Os mais pobres ainda são os que mais devem, mas é entre as famílias de maior renda que a inadimplência tem resistido, indica a mais recente pesquisa da Confederação Nacional do Comércio de Bens, Serviços e Turismo (CNC). Enquanto o porcentual de famílias de menor renda com dívidas pendentes caiu de 29%, em julho de 2017, para 26,7%, agora, no grupo com renda superior a dez salários mínimos, o índice de inadimplentes alcançou 10,8%, ante 10,6% do mesmo mês do ano passado.
A paulistana Júlia H.P., que pediu para não revelar o sobrenome, espelha essa classe mais alta que está com contas atrasadas. Autônoma, recebia cerca de R$ 15 mil na empresa em que trabalhava, mas perdeu o emprego quando engravidou. A situação piorou quando Júlia foi abandonada, durante a gestação, pelo pai de seu filho. “Foram cinco meses sem trabalho e sem licença-maternidade. Como tinha acesso fácil a crédito, usei tudo. Fiquei devendo condomínio, internet, cheque especial, empréstimo bancário, carta de crédito… tudo.” De volta ao mercado de trabalho, ela tenta agora se reestruturar, apesar do salário mais baixo.

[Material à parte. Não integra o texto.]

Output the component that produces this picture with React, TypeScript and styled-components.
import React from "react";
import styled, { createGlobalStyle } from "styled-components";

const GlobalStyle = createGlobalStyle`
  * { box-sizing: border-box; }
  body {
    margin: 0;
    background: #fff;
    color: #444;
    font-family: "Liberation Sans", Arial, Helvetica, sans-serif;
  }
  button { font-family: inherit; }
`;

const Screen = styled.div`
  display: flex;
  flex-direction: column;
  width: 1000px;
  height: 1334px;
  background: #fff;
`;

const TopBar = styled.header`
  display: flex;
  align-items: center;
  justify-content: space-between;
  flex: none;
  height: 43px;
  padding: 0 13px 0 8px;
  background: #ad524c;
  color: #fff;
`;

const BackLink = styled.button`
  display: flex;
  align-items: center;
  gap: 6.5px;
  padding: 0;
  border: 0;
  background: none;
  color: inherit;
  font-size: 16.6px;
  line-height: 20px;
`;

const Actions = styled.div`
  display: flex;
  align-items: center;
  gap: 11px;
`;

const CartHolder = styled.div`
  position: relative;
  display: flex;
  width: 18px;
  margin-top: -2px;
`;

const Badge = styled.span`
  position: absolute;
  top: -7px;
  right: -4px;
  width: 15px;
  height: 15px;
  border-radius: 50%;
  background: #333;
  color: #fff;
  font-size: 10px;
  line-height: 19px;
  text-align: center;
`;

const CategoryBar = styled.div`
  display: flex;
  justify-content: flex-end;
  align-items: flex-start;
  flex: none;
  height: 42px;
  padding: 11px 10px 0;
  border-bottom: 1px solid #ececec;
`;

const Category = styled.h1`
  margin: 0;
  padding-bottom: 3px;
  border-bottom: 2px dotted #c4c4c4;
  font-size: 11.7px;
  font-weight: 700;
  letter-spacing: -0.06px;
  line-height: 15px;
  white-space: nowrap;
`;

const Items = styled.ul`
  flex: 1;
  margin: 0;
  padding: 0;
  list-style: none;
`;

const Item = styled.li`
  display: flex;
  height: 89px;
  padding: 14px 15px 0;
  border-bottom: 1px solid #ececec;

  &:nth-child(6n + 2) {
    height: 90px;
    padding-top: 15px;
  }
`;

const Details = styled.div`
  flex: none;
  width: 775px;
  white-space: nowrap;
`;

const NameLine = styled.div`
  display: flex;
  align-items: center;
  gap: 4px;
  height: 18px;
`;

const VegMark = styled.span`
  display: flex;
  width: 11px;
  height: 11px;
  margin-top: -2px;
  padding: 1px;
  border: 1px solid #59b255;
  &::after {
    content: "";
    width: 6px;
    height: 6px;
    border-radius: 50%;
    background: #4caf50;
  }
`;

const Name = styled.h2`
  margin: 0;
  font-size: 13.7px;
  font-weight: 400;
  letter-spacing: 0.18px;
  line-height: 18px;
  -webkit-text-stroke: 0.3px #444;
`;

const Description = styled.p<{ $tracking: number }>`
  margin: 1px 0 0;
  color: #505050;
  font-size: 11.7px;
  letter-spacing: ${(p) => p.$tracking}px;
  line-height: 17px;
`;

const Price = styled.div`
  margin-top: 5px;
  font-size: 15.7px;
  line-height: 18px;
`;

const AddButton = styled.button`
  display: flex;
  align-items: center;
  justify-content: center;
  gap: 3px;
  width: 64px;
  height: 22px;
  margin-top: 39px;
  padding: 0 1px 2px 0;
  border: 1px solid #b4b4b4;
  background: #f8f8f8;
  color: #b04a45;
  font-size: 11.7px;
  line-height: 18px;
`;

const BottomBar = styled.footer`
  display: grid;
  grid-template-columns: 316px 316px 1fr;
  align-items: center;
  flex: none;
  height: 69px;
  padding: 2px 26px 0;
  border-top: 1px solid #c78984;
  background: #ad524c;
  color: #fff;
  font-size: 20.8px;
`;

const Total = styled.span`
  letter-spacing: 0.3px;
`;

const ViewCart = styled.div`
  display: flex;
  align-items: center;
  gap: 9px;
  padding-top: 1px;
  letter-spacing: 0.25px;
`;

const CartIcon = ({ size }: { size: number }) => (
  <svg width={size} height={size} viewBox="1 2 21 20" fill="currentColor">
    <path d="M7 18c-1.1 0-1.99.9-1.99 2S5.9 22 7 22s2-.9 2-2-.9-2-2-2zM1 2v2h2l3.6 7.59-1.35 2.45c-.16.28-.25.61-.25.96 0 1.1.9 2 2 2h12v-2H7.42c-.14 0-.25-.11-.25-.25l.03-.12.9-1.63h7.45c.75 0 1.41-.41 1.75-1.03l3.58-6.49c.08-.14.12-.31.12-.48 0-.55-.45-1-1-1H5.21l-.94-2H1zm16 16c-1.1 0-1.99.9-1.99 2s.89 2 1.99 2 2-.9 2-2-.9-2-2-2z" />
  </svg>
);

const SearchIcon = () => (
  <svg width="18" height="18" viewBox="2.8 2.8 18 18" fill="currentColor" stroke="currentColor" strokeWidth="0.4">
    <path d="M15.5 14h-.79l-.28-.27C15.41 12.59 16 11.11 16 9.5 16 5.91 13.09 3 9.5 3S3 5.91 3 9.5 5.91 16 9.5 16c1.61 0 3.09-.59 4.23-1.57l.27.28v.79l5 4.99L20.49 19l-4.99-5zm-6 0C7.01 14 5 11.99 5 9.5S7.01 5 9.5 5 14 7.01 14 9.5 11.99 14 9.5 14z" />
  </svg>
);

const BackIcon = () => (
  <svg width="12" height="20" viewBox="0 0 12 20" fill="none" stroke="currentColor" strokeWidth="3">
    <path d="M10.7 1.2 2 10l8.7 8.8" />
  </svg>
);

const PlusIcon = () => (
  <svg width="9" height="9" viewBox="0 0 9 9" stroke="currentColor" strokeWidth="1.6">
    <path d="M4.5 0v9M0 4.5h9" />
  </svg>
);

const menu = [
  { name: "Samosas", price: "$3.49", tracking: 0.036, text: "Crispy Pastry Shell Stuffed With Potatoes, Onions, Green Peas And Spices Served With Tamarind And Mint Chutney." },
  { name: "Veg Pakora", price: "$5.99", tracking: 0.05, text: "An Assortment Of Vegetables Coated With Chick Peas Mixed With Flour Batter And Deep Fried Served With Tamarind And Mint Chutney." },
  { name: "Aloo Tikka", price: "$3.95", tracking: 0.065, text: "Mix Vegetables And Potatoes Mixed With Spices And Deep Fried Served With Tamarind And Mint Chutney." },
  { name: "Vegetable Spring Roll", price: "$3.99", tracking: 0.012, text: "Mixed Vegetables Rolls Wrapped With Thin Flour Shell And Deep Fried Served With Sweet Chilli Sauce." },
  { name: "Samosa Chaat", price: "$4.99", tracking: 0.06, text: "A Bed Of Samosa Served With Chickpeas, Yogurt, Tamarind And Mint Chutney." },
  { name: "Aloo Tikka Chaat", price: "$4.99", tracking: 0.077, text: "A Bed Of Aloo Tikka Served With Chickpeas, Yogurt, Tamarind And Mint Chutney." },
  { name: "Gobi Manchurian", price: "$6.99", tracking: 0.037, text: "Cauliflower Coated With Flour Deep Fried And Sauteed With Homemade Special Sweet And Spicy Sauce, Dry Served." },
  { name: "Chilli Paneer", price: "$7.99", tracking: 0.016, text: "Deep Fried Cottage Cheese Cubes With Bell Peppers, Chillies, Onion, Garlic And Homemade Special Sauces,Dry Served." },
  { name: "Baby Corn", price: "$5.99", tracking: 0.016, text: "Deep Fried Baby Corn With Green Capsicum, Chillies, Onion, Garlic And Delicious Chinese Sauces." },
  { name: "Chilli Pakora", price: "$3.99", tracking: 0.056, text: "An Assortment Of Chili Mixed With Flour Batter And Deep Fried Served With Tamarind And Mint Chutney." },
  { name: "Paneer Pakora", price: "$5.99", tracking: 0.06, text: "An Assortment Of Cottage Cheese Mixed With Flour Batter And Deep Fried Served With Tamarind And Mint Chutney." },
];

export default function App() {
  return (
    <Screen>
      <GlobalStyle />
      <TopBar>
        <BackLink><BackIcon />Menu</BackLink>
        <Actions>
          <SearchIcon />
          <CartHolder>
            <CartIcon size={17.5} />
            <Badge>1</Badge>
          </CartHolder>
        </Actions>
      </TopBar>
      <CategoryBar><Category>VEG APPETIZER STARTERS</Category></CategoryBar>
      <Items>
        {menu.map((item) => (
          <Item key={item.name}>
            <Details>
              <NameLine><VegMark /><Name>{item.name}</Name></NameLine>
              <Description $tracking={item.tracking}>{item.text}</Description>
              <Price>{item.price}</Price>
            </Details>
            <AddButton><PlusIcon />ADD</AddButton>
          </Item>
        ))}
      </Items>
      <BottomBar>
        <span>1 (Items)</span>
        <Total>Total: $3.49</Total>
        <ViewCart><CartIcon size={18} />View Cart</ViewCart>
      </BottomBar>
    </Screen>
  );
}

Refinanciou o carro e fez novo empréstimo no banco para pagar as contas mais urgentes. “Minha dívida no cheque especial ainda é surreal.”
A economista-chefe do SPC Brasil, explica que, em geral, o comportamento dos endividados não muda conforme a renda. “As classes altas têm mais margem de manobra, mas, em grande parte das vezes, quanto mais a pessoa ganha, mais gasta.” Economista da CNC, Marianne Hanson lembra que as famílias de maior renda têm acesso a crédito de melhor qualidade, com juro menor e prazo maior.
Para os especialistas, no entanto, a crise não ensinou muito aos brasileiros em termos de controle de gastos ou consumo consciente. “A gente achou que a crise promoveria mudanças de comportamento, mas isso só ocorreu no curto prazo. No longo prazo, mais estratégico, nada mudou”, lamenta Marcela, do SPC Brasil.